Working Lands

Putting Working Lands to Work for Birds and People

Audubon is partnering with landowners to make working lands benefit birds, people and communities, focusing on forests, agricultural lands, and grasslands and ranchlands.

Working lands along New River in North Carolina

Photo: Mary Smalling

Because Audubon is determined to protect birds every wing-beat of the way, we have aligned our conservation work with the major routes that migratory birds travel in North and South America, called flyways. Every year millions of individual birds travel along the Atlantic Flyway, which runs along the eastern seaboard including North Carolina. Human development and other activities constantly alter the landscapes throughout the flyway, impacting birds and other wildlife.

Through an initiative called Putting Working Lands to Work for Birds and People, Audubon is partnering with landowners to make working lands benefit birds, people and communities by focusing on forests, agricultural lands, grasslands and ranchlands. Ranches and farms comprise more than one billion acres in the United States, and forests, many of which are managed for timber, make up an additional 747 million acres. These working lands provide our food, shelter, and even homegrown energy.

Meet the landowners putting their land to work for Golden-winged Warblers.

Audubon is using a variety of tools, including permanent protection, improved stewardship and bird-friendly management to protect this mosaic of public and privately owned land. Along the Atlantic Flyway, this conservation initiative is focused on a network of forested landscapes where birds breed, as well as key stopover sites both inside and outside the United States. The most critical blocks of forest have been identified using a new mapping technique where bird density is laid over data detailing the measures of forest health.  
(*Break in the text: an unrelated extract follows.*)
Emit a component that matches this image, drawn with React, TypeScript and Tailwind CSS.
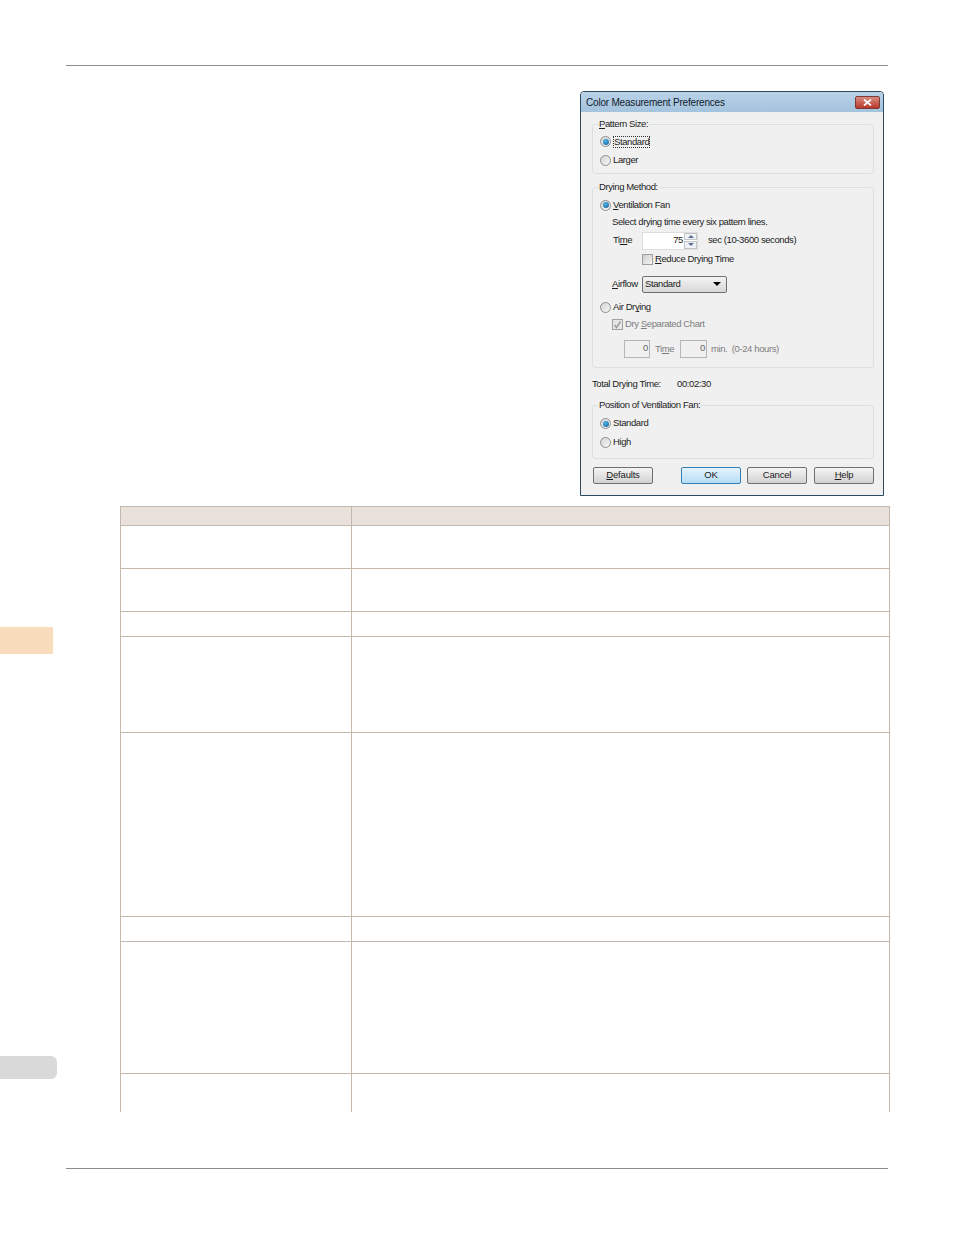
import type { ReactNode } from 'react';

const rows = [
  { height: 'h-[42px]' },
  { height: 'h-[43px]' },
  { height: 'h-[25px]' },
  { height: 'h-[96px]' },
  { height: 'h-[184px]' },
  { height: 'h-[25px]' },
  { height: 'h-[132px]' },
  { height: 'h-[39px]' },
];

function Radio({ checked = false }: { checked?: boolean }) {
  return (
    <span className="flex h-[11px] w-[11px] shrink-0 items-center justify-center rounded-full border border-[#8e8f8f] bg-gradient-to-br from-[#d4d4d4] to-[#f7f7f7]">
      {checked ? <span className="h-[6px] w-[6px] rounded-full bg-[radial-gradient(circle_at_40%_35%,#4fb4e6,#0f5a92)]" /> : null}
    </span>
  );
}

function Check({ checked = false, disabled = false }: { checked?: boolean; disabled?: boolean }) {
  return (
    <span className={`flex h-[11px] w-[11px] shrink-0 items-center justify-center border border-[#a0a0a0] ${disabled ? 'bg-[#e6e6e6]' : 'bg-gradient-to-br from-[#cfcfcf] to-[#f4f4f4]'}`}>
      {checked ? (
        <svg viewBox="0 0 9 9" className="h-[9px] w-[9px]">
          <path d="M1.5 5 L3.5 7.5 L7.5 1.5" fill="none" stroke="#9a9a9a" strokeWidth="1.4" />
        </svg>
      ) : null}
    </span>
  );
}

function GroupBox({ title, className, children }: { title: ReactNode; className: string; children: ReactNode }) {
  return (
    <div className={`relative ml-[11px] w-[282px] rounded-[3px] border border-[#dadfe3] ${className}`}>
      <span className="absolute left-[5px] top-[-7px] bg-[#f0f0f0] px-[1px] leading-[12px]">{title}</span>
      {children}
    </div>
  );
}

function PushButton({ children, primary = false, className = '' }: { children: ReactNode; primary?: boolean; className?: string }) {
  return (
    <div
      className={`flex h-[17px] w-[60px] items-center justify-center rounded-[2px] border tracking-[-0.2px] ${
        primary ? 'border-[#2f80b5] bg-gradient-to-b from-[#e6f4fc] to-[#b5dcf5]' : 'border-[#707070] bg-gradient-to-b from-[#f4f4f4] to-[#d2d2d2]'
      } ${className}`}
    >
      {children}
    </div>
  );
}

function NumberField({ value, className }: { value: string; className: string }) {
  return <div className={`h-[18px] border border-[#b5b5b5] pr-[1px] text-right leading-[14px] text-[#666] ${className}`}>{value}</div>;
}

function ColorDialog() {
  return (
    <div className="h-[405px] w-[304px] overflow-hidden rounded-t-[4px] border border-[#2c4a5e] bg-[#f0f0f0] text-[9.5px] tracking-[-0.4px] text-[#1c1c1c]">
      <div className="flex h-[20px] items-center justify-between bg-gradient-to-b from-[#b9d2e8] to-[#a4c3dd] pl-[5px] pr-[3px]">
        <span className="text-[10px] tracking-[-0.2px] text-[#10202c]">Color Measurement Preferences</span>
        <div className="mt-[1px] flex h-[13px] w-[25px] items-center justify-center rounded-[2px] border border-[#7d3b35] bg-gradient-to-b from-[#d9897f] to-[#b8352a]">
          <svg viewBox="0 0 9 7" className="h-[7px] w-[9px]">
            <path d="M1 0.5 L8 6.5 M8 0.5 L1 6.5" stroke="#fff" strokeWidth="1.7" />
          </svg>
        </div>
      </div>

      <GroupBox className="mt-[12px] h-[50px] pt-[7px]" title={<><u>P</u>attern Size:</>}>
        <div className="flex h-[19px] items-center gap-[2px] pl-[7px]">
          <Radio checked />
          <span className="border border-dotted border-[#333] leading-[10px]">Standard</span>
        </div>
        <div className="flex h-[19px] items-center gap-[2px] pl-[7px]">
          <Radio />
          <span>Larger</span>
        </div>
      </GroupBox>

      <GroupBox className="mt-[13px] h-[181px] pt-[8px]" title="Drying Method:">
        <div className="flex h-[18px] items-center gap-[2px] pl-[7px]">
          <Radio checked />
          <span><u>V</u>entilation Fan</span>
        </div>
        <div className="flex h-[17px] items-center pl-[19px]">Select drying time every six pattern lines.</div>
        <div className="flex h-[19px] items-center pl-[20px]">
          <span className="w-[29px]">Ti<u>m</u>e</span>
          <div className="flex h-[18px] w-[56px] border border-[#dedede] bg-white">
            <span className="flex-1 pr-[1px] text-right leading-[14px]">75</span>
            <div className="flex w-[13px] flex-col gap-[1px]">
              <div className="flex flex-1 items-center justify-center border border-[#c4c4c4] bg-[#eef1f5]">
                <span className="h-0 w-0 border-x-[3px] border-b-[3px] border-x-transparent border-b-[#5a6f8c]" />
              </div>
              <div className="flex flex-1 items-center justify-center border border-[#c4c4c4] bg-[#eef1f5]">
                <span className="h-0 w-0 border-x-[3px] border-t-[3px] border-x-transparent border-t-[#5a6f8c]" />
              </div>
            </div>
          </div>
          <span className="ml-[10px]">sec (10-3600 seconds)</span>
        </div>
        <div className="flex h-[18px] items-center gap-[2px] pl-[49px]">
          <Check />
          <span><u>R</u>educe Drying Time</span>
        </div>
        <div className="flex h-[32px] items-center pl-[19px]">
          <span className="w-[30px]"><u>A</u>irflow</span>
          <div className="flex h-[17px] w-[85px] items-center justify-between rounded-[2px] border border-[#707070] bg-gradient-to-b from-[#f4f4f4] to-[#d8d8d8] pl-[2px] pr-[5px]">
            <span>Standard</span>
            <span className="h-0 w-0 border-x-[4px] border-t-[4px] border-x-transparent border-t-black" />
          </div>
        </div>
        <div className="flex h-[15px] items-center gap-[2px] pl-[7px]">
          <Radio />
          <span>Air Dr<u>y</u>ing</span>
        </div>
        <div className="flex h-[18px] items-center gap-[2px] pl-[19px] text-[#7d7d7d]">
          <Check checked disabled />
          <span>Dry <u>S</u>eparated Chart</span>
        </div>
        <div className="mt-[7px] flex h-[18px] items-center pl-[31px] text-[#7d7d7d]">
          <NumberField value="0" className="w-[26px]" />
          <span className="ml-[5px] w-[25px]">Ti<u>m</u>e</span>
          <NumberField value="0" className="w-[27px]" />
          <span className="ml-[4px]">min.&nbsp;&nbsp;(0-24 hours)</span>
        </div>
      </GroupBox>

      <div className="ml-[11px] mt-[10px] flex h-[12px] items-center">
        <span className="w-[85px]">Total Drying Time:</span>
        <span>00:02:30</span>
      </div>

      <GroupBox className="mt-[15px] h-[54px] pt-[8px]" title="Position of Ventilation Fan:">
        <div className="flex h-[19px] items-center gap-[2px] pl-[7px]">
          <Radio checked />
          <span>Standard</span>
        </div>
        <div className="flex h-[19px] items-center gap-[2px] pl-[7px]">
          <Radio />
          <span>High</span>
        </div>
      </GroupBox>

      <div className="ml-[12px] mt-[8px] flex">
        <PushButton><span><u>D</u>efaults</span></PushButton>
        <PushButton primary className="ml-[28px]">OK</PushButton>
        <PushButton className="ml-[6px]">Cancel</PushButton>
        <PushButton className="ml-[7px]"><span><u>H</u>elp</span></PushButton>
      </div>
    </div>
  );
}

export default function App() {
  return (
    <div className="h-[1235px] w-[954px] bg-white font-['Liberation_Sans',sans-serif]">
      <div className="h-[66px] pt-[65px]">
        <div className="ml-[66px] h-px w-[822px] bg-[#8c8c8c]" />
      </div>

      <div className="flex h-[1046px]">
        <aside className="w-[120px] shrink-0">
          <div className="mt-[561px] h-[27px] w-[53px] bg-[#f9dcbb]" />
          <div className="mt-[402px] h-[23px] w-[57px] rounded-r-[6px] bg-[#d9d9d9]" />
        </aside>

        <main className="w-[770px]">
          <div className="ml-[460px] mt-[25px]">
            <ColorDialog />
          </div>
          <div className="mt-[10px] border-r border-[#c4b7ac]">
            <div className="flex h-[20px] border-y border-[#c4b7ac] bg-[#e9e1db]">
              <div className="w-[231px] border-l border-[#c4b7ac]" />
              <div className="flex-1 border-l border-[#c4b7ac]" />
            </div>
            {rows.map((row, index) => (
              <div key={index} className={`flex ${row.height} ${index > 0 ? 'border-t border-[#c4b7ac]' : ''}`}>
                <div className="w-[231px] border-l border-[#c4b7ac]" />
                <div className="flex-1 border-l border-[#c4b7ac]" />
              </div>
            ))}
          </div>
        </main>
      </div>

      <div className="ml-[66px] mt-[56px] h-px w-[822px] bg-[#8c8c8c]" />
    </div>
  );
}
Audubon has set an ambitious goal for working lands within the Atlantic Flyway. We intend to reach out to the landowners or public land managers of 5 million acres within the most important forested areas in the eastern United States. We will inform them of the management options that will provide the best habitats for our most vulnerable forest birds, and we will write or provide technical assistance for management plans for at least 500,000 acres of this area.